● **Goal**
Show, in full, each line of the data that contains "Reproduce".

-- Start --

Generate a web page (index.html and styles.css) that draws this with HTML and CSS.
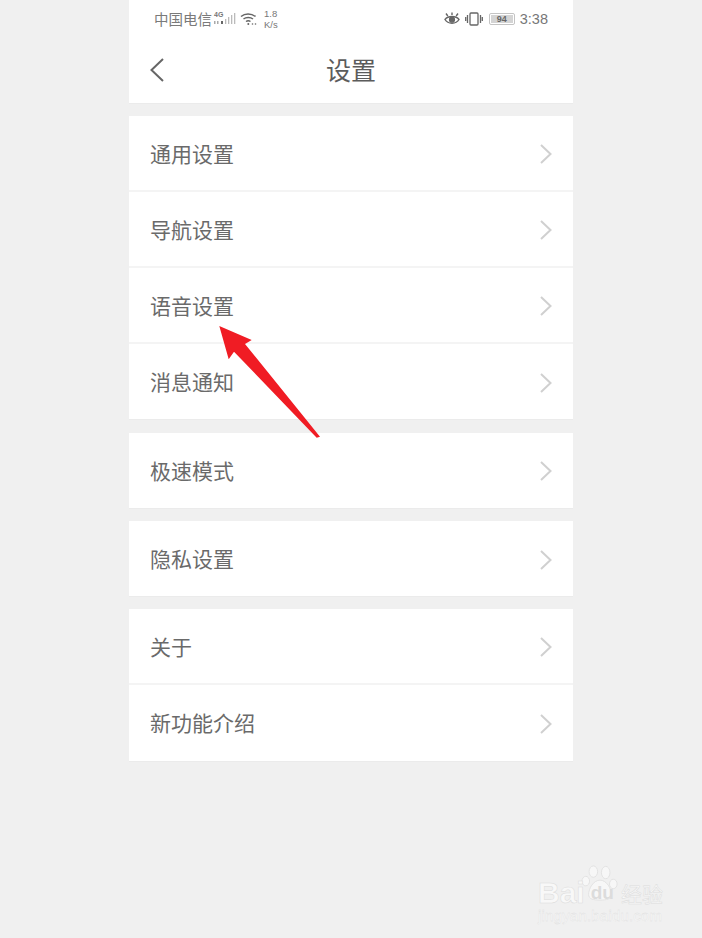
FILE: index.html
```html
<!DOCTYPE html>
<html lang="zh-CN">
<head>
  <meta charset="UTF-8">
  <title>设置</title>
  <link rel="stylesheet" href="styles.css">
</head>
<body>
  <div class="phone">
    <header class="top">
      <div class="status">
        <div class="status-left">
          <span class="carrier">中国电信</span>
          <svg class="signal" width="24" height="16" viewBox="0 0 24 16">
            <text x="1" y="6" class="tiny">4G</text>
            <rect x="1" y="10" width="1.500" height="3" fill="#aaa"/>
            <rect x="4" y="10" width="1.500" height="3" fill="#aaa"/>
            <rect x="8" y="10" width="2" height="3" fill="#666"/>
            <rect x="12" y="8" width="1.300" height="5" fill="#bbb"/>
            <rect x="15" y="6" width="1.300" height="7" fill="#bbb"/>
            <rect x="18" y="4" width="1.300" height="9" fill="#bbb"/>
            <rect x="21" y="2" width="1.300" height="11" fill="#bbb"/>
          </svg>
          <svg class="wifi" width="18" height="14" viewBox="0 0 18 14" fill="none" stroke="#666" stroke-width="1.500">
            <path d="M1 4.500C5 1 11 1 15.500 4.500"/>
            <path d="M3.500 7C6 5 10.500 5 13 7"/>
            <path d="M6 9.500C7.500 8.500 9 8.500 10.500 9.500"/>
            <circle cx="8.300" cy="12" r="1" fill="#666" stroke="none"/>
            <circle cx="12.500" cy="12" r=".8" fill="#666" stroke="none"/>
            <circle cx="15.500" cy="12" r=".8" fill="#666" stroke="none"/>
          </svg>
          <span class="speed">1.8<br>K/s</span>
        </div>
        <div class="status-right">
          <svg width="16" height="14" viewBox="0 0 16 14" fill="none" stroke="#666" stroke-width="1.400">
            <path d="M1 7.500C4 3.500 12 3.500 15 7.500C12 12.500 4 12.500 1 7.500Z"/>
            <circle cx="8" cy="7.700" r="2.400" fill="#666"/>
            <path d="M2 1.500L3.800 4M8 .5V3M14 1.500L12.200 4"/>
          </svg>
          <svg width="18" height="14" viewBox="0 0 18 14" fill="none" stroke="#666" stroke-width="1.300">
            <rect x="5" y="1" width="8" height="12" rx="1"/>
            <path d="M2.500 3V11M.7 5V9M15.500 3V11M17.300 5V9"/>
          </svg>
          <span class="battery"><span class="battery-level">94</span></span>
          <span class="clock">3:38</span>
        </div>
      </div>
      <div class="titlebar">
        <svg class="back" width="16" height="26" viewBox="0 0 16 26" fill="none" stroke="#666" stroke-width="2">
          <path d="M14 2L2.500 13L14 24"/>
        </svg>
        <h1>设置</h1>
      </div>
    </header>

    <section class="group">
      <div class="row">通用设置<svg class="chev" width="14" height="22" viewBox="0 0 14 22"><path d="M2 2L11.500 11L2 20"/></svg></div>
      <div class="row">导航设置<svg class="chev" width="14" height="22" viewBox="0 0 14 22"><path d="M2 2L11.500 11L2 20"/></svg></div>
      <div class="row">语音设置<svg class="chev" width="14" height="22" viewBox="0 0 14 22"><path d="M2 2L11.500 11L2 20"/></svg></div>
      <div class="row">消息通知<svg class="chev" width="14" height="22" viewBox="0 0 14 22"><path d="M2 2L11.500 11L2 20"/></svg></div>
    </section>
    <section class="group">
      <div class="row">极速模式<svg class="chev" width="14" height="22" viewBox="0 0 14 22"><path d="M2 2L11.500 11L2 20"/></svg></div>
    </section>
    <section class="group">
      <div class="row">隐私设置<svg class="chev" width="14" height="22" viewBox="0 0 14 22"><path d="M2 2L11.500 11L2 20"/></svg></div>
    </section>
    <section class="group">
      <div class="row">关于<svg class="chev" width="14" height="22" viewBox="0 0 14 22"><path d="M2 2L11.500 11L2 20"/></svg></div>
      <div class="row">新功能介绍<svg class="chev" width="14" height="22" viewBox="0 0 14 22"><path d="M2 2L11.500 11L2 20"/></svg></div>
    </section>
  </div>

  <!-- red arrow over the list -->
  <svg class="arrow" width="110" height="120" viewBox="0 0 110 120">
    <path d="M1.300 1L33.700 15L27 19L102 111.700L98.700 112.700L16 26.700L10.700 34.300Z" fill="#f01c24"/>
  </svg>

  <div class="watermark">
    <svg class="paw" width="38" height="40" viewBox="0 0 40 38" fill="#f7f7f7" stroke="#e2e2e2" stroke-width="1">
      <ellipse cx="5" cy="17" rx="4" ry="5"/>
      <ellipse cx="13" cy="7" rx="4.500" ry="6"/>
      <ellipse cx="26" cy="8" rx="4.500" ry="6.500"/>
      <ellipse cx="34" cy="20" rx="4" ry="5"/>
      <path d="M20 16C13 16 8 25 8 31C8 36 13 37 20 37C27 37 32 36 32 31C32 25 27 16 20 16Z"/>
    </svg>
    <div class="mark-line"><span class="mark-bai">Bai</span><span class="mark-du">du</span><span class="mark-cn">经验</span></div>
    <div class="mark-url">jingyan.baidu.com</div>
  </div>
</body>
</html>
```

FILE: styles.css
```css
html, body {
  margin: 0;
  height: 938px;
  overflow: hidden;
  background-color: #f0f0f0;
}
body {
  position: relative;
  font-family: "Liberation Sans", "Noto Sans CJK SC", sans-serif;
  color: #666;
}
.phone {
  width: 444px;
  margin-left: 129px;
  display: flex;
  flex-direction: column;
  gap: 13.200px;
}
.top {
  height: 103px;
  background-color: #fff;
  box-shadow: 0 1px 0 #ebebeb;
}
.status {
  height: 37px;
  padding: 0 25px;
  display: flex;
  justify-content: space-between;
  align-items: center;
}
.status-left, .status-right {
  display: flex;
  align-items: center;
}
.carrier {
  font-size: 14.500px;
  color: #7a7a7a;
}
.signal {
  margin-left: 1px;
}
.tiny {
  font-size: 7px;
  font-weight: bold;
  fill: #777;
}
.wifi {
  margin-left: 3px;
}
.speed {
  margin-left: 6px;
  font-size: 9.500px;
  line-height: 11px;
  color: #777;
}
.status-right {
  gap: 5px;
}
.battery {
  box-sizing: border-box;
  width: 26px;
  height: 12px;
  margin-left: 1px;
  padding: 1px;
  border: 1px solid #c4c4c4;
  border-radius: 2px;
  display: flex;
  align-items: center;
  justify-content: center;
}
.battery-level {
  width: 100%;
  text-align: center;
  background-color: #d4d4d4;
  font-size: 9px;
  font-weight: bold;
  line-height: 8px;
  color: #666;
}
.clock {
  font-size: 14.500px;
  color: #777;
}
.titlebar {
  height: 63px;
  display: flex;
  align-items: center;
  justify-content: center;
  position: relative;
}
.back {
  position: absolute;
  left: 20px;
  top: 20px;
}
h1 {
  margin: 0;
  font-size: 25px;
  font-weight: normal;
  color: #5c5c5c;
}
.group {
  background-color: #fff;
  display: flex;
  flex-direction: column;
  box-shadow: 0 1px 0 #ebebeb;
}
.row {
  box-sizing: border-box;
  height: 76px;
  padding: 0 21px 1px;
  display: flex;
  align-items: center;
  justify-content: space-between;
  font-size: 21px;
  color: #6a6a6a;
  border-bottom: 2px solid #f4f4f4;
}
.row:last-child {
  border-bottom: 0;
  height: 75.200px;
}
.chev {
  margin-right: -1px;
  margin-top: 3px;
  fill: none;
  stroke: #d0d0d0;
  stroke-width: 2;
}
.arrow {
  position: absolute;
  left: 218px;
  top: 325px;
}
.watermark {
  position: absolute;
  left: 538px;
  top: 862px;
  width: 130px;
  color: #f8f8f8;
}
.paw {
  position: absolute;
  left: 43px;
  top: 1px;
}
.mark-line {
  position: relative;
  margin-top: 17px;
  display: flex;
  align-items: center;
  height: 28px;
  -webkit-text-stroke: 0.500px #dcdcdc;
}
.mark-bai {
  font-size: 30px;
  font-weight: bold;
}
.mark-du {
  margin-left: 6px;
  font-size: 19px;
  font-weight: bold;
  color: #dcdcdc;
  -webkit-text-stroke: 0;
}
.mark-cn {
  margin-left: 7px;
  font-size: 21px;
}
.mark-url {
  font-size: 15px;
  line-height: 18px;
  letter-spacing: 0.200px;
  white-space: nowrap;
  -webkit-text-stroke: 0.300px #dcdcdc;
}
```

-- End --
-- Start --

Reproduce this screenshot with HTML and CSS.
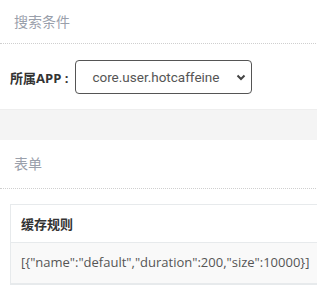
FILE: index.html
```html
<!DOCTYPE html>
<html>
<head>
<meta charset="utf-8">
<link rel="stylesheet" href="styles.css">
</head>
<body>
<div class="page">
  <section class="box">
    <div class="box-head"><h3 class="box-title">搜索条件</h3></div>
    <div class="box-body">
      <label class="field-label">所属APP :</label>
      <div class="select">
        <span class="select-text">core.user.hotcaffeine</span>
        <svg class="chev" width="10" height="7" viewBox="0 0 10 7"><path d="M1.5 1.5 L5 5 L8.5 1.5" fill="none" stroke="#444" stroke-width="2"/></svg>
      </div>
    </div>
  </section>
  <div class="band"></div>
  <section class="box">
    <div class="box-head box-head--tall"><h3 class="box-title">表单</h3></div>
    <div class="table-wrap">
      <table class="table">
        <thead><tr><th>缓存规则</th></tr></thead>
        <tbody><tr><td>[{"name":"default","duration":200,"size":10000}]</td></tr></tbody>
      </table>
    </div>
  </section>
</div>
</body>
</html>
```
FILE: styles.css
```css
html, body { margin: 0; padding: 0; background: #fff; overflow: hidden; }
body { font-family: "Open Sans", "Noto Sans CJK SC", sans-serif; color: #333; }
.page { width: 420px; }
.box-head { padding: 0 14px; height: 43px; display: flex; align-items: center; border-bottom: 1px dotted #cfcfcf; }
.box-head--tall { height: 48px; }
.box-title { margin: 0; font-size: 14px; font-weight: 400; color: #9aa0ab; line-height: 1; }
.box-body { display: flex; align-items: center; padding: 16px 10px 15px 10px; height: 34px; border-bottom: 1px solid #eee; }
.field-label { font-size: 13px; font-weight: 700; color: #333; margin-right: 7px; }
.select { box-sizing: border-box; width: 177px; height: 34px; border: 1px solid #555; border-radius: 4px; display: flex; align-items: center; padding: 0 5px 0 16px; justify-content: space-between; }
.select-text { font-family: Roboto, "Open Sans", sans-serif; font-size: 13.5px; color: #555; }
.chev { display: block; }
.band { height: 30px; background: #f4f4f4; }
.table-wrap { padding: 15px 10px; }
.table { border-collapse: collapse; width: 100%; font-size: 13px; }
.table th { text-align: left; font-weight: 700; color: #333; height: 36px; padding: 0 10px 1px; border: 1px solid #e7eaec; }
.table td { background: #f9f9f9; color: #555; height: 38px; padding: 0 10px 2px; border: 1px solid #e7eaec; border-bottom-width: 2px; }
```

-- End --
-- Start --

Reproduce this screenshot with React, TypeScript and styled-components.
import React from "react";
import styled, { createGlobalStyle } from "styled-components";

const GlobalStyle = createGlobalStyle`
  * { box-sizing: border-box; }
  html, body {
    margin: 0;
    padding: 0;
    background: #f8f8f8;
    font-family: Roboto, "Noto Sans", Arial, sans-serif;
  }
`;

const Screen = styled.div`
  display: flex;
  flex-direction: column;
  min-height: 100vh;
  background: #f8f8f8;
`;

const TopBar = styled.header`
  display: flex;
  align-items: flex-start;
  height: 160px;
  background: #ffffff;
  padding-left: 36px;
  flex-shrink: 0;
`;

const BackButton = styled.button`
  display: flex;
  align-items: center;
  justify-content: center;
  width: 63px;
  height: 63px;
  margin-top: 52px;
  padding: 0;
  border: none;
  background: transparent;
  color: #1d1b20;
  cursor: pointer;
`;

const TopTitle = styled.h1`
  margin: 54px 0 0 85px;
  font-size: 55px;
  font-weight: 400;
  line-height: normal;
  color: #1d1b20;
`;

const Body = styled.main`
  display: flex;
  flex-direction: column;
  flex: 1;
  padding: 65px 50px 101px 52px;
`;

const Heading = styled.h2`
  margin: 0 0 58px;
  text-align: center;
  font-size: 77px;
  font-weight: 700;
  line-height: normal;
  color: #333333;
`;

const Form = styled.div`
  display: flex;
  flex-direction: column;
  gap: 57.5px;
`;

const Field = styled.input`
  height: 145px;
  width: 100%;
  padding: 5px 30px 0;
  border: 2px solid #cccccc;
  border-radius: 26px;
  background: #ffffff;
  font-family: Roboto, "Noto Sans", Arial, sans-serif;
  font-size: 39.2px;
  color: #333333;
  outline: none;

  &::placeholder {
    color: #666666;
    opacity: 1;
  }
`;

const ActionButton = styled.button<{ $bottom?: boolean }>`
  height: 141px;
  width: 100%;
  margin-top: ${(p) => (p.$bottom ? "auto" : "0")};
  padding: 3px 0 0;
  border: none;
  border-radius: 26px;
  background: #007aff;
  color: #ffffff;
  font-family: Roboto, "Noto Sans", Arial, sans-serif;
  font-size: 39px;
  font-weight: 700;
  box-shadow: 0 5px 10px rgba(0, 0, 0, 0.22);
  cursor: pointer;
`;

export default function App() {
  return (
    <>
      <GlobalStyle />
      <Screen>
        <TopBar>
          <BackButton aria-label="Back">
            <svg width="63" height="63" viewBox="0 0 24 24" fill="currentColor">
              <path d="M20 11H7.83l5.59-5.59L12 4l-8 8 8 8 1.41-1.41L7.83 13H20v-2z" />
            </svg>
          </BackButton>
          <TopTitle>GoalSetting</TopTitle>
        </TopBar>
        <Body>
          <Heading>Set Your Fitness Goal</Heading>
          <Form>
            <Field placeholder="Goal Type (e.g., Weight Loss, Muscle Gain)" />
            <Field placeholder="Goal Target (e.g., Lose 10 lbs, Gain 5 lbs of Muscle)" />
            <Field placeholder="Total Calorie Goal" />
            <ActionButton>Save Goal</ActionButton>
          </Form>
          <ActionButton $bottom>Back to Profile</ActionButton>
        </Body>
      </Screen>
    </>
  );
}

-- End --

● **Exercise solution**
Reproduce this screenshot with HTML and CSS.
Reproduce this screenshot with React, TypeScript and styled-components.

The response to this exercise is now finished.